**Given request:**
Make an exact copy of the lines, leaving the pictures out.

**Material:**
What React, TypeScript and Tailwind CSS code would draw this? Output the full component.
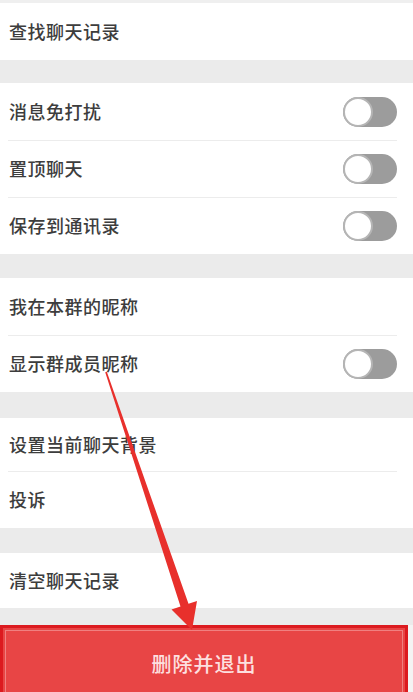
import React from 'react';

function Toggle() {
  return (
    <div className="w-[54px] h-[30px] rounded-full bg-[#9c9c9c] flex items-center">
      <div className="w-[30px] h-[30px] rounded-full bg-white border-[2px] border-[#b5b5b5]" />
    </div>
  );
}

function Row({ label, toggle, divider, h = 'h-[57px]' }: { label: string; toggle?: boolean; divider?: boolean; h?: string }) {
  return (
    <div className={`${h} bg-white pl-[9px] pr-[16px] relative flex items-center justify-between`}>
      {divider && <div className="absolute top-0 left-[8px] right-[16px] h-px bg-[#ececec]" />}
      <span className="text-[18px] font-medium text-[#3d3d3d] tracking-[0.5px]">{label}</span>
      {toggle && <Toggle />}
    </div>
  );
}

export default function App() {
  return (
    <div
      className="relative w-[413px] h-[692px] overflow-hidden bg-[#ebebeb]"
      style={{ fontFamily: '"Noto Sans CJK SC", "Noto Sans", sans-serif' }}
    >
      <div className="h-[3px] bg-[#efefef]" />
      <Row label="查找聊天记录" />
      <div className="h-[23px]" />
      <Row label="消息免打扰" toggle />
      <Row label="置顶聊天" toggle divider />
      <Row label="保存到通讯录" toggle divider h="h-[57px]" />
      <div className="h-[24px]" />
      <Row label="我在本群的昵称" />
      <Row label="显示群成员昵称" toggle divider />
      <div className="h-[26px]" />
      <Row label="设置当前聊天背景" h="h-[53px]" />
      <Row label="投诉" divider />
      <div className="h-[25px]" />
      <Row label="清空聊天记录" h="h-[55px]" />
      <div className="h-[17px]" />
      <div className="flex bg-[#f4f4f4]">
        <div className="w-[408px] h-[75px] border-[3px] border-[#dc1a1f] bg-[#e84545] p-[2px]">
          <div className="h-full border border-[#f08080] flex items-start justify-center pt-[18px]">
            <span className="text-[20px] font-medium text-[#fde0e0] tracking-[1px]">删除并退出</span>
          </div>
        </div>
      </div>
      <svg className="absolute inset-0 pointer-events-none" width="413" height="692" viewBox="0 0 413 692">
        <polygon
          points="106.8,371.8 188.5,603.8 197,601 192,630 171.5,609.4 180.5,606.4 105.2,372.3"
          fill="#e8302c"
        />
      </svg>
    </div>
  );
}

**Answer in full:**
What React, TypeScript and Tailwind CSS code would draw this? Output the full component.
import React from 'react';

function Toggle() {
  return (
    <div className="w-[54px] h-[30px] rounded-full bg-[#9c9c9c] flex items-center">
      <div className="w-[30px] h-[30px] rounded-full bg-white border-[2px] border-[#b5b5b5]" />
    </div>
  );
}

function Row({ label, toggle, divider, h = 'h-[57px]' }: { label: string; toggle?: boolean; divider?: boolean; h?: string }) {
  return (
    <div className={`${h} bg-white pl-[9px] pr-[16px] relative flex items-center justify-between`}>
      {divider && <div className="absolute top-0 left-[8px] right-[16px] h-px bg-[#ececec]" />}
      <span className="text-[18px] font-medium text-[#3d3d3d] tracking-[0.5px]">{label}</span>
      {toggle && <Toggle />}
    </div>
  );
}

export default function App() {
  return (
    <div
      className="relative w-[413px] h-[692px] overflow-hidden bg-[#ebebeb]"
      style={{ fontFamily: '"Noto Sans CJK SC", "Noto Sans", sans-serif' }}
    >
      <div className="h-[3px] bg-[#efefef]" />
      <Row label="查找聊天记录" />
      <div className="h-[23px]" />
      <Row label="消息免打扰" toggle />
      <Row label="置顶聊天" toggle divider />
      <Row label="保存到通讯录" toggle divider h="h-[57px]" />
      <div className="h-[24px]" />
      <Row label="我在本群的昵称" />
      <Row label="显示群成员昵称" toggle divider />
      <div className="h-[26px]" />
      <Row label="设置当前聊天背景" h="h-[53px]" />
      <Row label="投诉" divider />
      <div className="h-[25px]" />
      <Row label="清空聊天记录" h="h-[55px]" />
      <div className="h-[17px]" />
      <div className="flex bg-[#f4f4f4]">
        <div className="w-[408px] h-[75px] border-[3px] border-[#dc1a1f] bg-[#e84545] p-[2px]">
          <div className="h-full border border-[#f08080] flex items-start justify-center pt-[18px]">
            <span className="text-[20px] font-medium text-[#fde0e0] tracking-[1px]">删除并退出</span>
          </div>
        </div>
      </div>
      <svg className="absolute inset-0 pointer-events-none" width="413" height="692" viewBox="0 0 413 692">
        <polygon
          points="106.8,371.8 188.5,603.8 197,601 192,630 171.5,609.4 180.5,606.4 105.2,372.3"
          fill="#e8302c"
        />
      </svg>
    </div>
  );
}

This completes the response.